If your company is operating in an Agile fashion, why would you continue to use a process that is decidedly un-Agile (infrequent, long-lasting, and expensive)? How do you manage agile requirements when you create a fixed-price contract that has clearly defined deliverables and a six-month timeline? The answer is: you don’t. Sure, you can break up the deliverables into Epics, Features, and User Stories; but, at the end of the day, you’re still operating against a fixed-date and won’t be able to respond to the instability in the development process, leading to long hours, missed deadlines, and delivering over-budget. Not only that, but there are many initiatives that will eventually demand significant changes such as changing scope, dates, or even changing the vendor themselves. If you’re on a fixed-price contract, you won’t be able to do anything about it.


Since it doesn’t make sense to deliver a fixed-date fixed-price contract in an Agile environment, we can look to another type of contract for inspiration: Time and Materials. A T&M contract is used when a vendor is paid on the basis of actual labor, cost of materials, and overhead. If you’ve ever had to renovate your home, or even just had a plumbing emergency, you’re probably intimately familiar with a T&M contract. But you might be wondering—how could this possibly apply to a technology vendor? Well, start by thinking about how you could pay a vendor based on actual labor rather than fixed-price.


There are three approaches you could take:

  1. Pay by the hour

  2. Pay by the story point

  3. Pay by the sprint

Some immediate gains you would realize with any of the approaches listed above are:

  • Increased control over your design – you can change your requirements at any time because the contract doesn’t stop you. As long as the cost is justifiable, fire away.

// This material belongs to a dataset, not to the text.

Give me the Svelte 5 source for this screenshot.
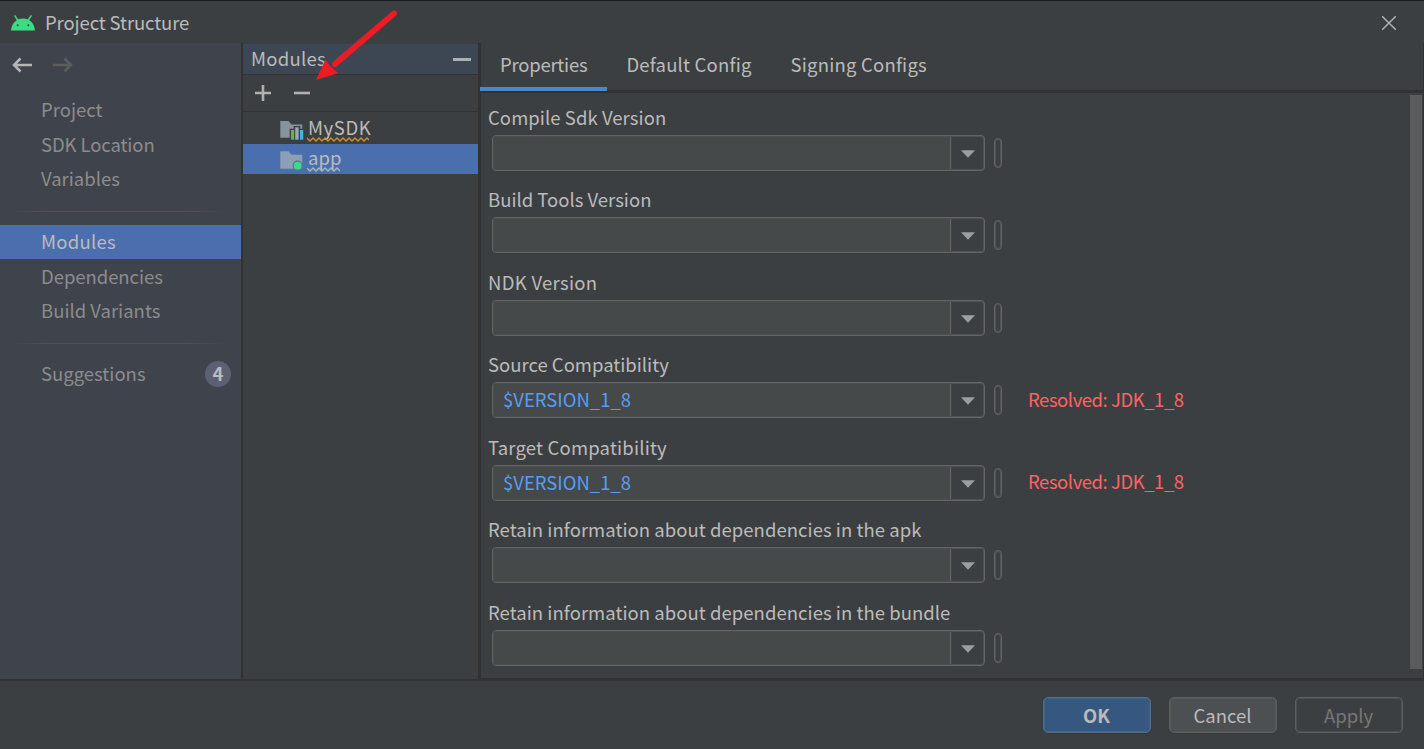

  • Increased control over project cost – By not committing to a price upfront, you can pivot or streamline as needed. You may even be able to funnel your cost into the highest performers for a longer period of time, rather than distributing it across many others.

  • Iterative development—The flexibility gained by having your vendor deliver functioning software that can be measured against every sprint is invaluable. Not only do you get working software that is an objective measure of progress towards your goals, but also your vendor has the opportunity to prove their value every two weeks. If they’re not measuring up, you have the flexibility to go to someone else.

  • Small commitments—When you sign a contract for X hours/points/sprints rather than a fixed scope, you can manage your work much more efficiently because you have natural points at which you can pivot. Additionally, if your commitments are small enough, you may not need to go through a formal RFP process. Think about how much more quickly you can respond to changing market conditions if you don’t have to go through your own internal legal or purchasing processes.

One thing to note is that for any of these approaches to be truly successful, you need to have a highly collaborative relationship between the hiring organization and the vendor. Any of these metrics can be inflated, “my team does 30 stories a sprint and they’re all 20 points.” As long as no decisions are being made in a silo, and both parties are present and engaged in the agile process, you will be protected from artificial inflation.


Additionally, If you structure your contract so that you pay by the story point or by the sprint, you’ll realize an additional benefit:

  • Increased control over quality – Given that in Agile, you only get credit when work has been accepted, you will only pay for the work that has been completed to the quality your Product Owner expected. Otherwise the work has not been accepted and will not be counted.

You may be thinking that this all sounds good, but how do you actually write an Agile contract? Your primary goal is to structure your contract so that you pay based on the amount of work actually delivered, however there are other things you want to keep in mind when you are writing your contract as well. The point of an Agile contract is not to list out the requirements and specific deliverables, but rather to help define the working relationship between the client and the vendor. You may recognize this concept as similar to a team creating a working agreement. You want to not only define the relationship, but also ensure that the contract includes adequate protection and risk management strategies for both parties.


If you can embrace these guidelines, ensuring that both you and your vendor understand how you will work together, what metrics and measures you will use to assess project health, and how your monetary relationship will be tied to objective progress, you will be in a strong position to deliver your projects on time, under budget, and with minimal disruptions.


I know I’d like to be running that relationship.